Obama owes more donors thank-yous because he raised more money than any previous presidential candidate – $1 billion in 2012 and $750 million in 2008 – and because his early money used in a tough primary against Hillary Clinton was particularly important.
Together, his ambassadorial choices and their families have contributed $5.3 million to Democratic candidates, according to an analysis by the Center for Responsive Politics, a nonpartisan group that tracks money in politics. They donated almost $1.1 million to Obama – $611,346 to his political campaigns and $484,936 to his inaugural festivities. And they collected more than $5.4 million for Obama from other donors.
“Americans are sick of the perpetual campaign and the president who can’t seem to deliver on the change he promised,” said Kirsten Kukowski, a spokeswoman for the Republican National Committee.
During his transition to the White House, Obama told Americans they could judge his political appointees for their professionalism and quality. “I am proud that such experienced and committed individuals have agreed to serve the American people in these important roles. I look forward to working with them in the months and years ahead,” he said in a statement announcing some of the most recent nominations.
“The administration looks for the most qualified candidates who represent Americans from all walks of life,” White House spokesman Eric Schultz said. “Being a donor does not get you a job in this administration, nor does it preclude you from getting one.”
The Foreign Service Act of 1980, which lays out employment terms and conditions, states that “contributions to political campaigns should not be a factor in the appointment of an individual as a chief of mission.” But that does not preclude a president from appointing donors.
The most sought-after posts are not surprising. They’re in glamorous and exotic locales in Western Europe, Central America and Asia, while career foreign service officers end up in dangerous or troublesome spots around the globe, such as the Republic of the Congo, Libya and the Ukraine.
Matthew Barzun, a Louisville entrepreneur who served as finance chairman for Obama’s re-election campaign, will reside in the neo-Georgian townhouse with the largest private garden in central London after Buckingham Palace as the new ambassador to Great Britain. Washington lawyer John Philips will live in a 16th century villa set in one of the last large private gardens in Rome as ambassador to Italy and San Marino.
In a recent study, a pair of Pennsylvania State University researchers, Johannes W. Fedderke and Dennis C. Jett, computed theoretical prices to be nominated to most desirable nations – those that are “not obscure, dangerous, poor or of low interest to tourists.”
They found that politically connected ambassadors were more likely to be posted to countries in the Caribbean, North America and Central America, but that donors had a better chance of being stationed in Western Europe, according to their report, “What Price the Court of St.

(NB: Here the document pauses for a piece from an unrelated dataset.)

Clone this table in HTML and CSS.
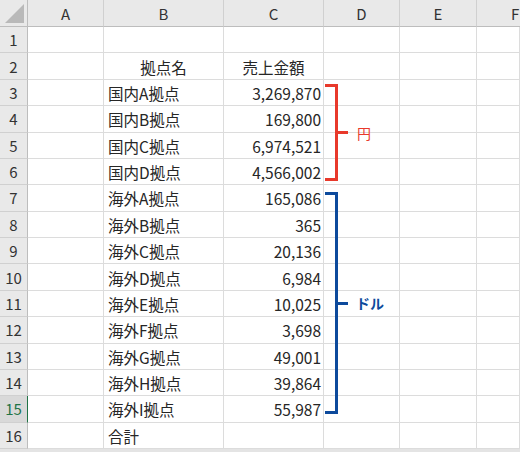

James’s? Political Influences on Ambassadorial Postings of the United States of America.” Those who donated or raised more than $550,000 had a 90 percent chance of being sent to Western Europe.

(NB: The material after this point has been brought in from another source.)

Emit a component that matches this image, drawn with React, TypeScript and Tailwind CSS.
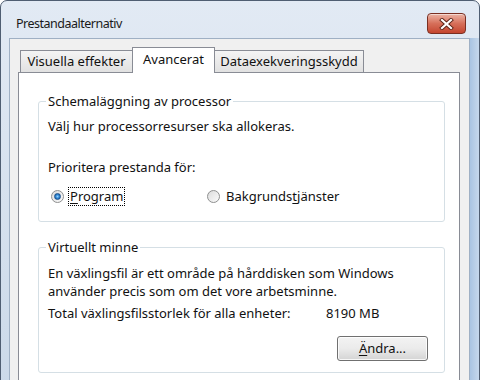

Rufus Gifford, a former creative executive affiliated with 20th Century Fox and finance director for Obama’s re-election campaign, is headed to Denmark. Denise Bauer, former finance chairwoman for Women for Obama, is off to Belgium. Patrick Gaspard, executive director of the Democratic National Committee and a former Obama White House political director, will be stationed in South Africa.
Some nations don’t seem to mind hosting U.S. diplomats who they think have the ear of the president. But others bristle at the prospect of ambassadors who are there largely because of the number of zeros on their campaign checks. After Barzun was nominated earlier this month, more than one British newspaper questioned the “long but controversial tradition of rewarding campaign donors with coveted embassy posts,” according to Britain’s Daily Mail newspaper.
It doesn’t help that Obama has run into trouble with some of his political appointees.
At least three have been subject to negative State Department inspector general’s investigations. Two resigned, while a third is disputing allegations of sexual misconduct.
Two weeks ago, Obama re-nominated major contributor Timothy Broas – a Washington lawyer whose initial selection was dropped last year after a drunk-driving arrest, a charge that was later reduced – to be ambassador to the Netherlands.
James Jeffrey, a former diplomat who retains the title ambassador and now serves as a visiting fellow at the Washington Institute, said no one disputes that Obama is allowed to nominate whomever he wants because specific qualifications are not laid out, but that selecting political appointees discourages those who spend their careers in the foreign service.
“My problem is we’re going to lose really good people in the foreign service,” he said.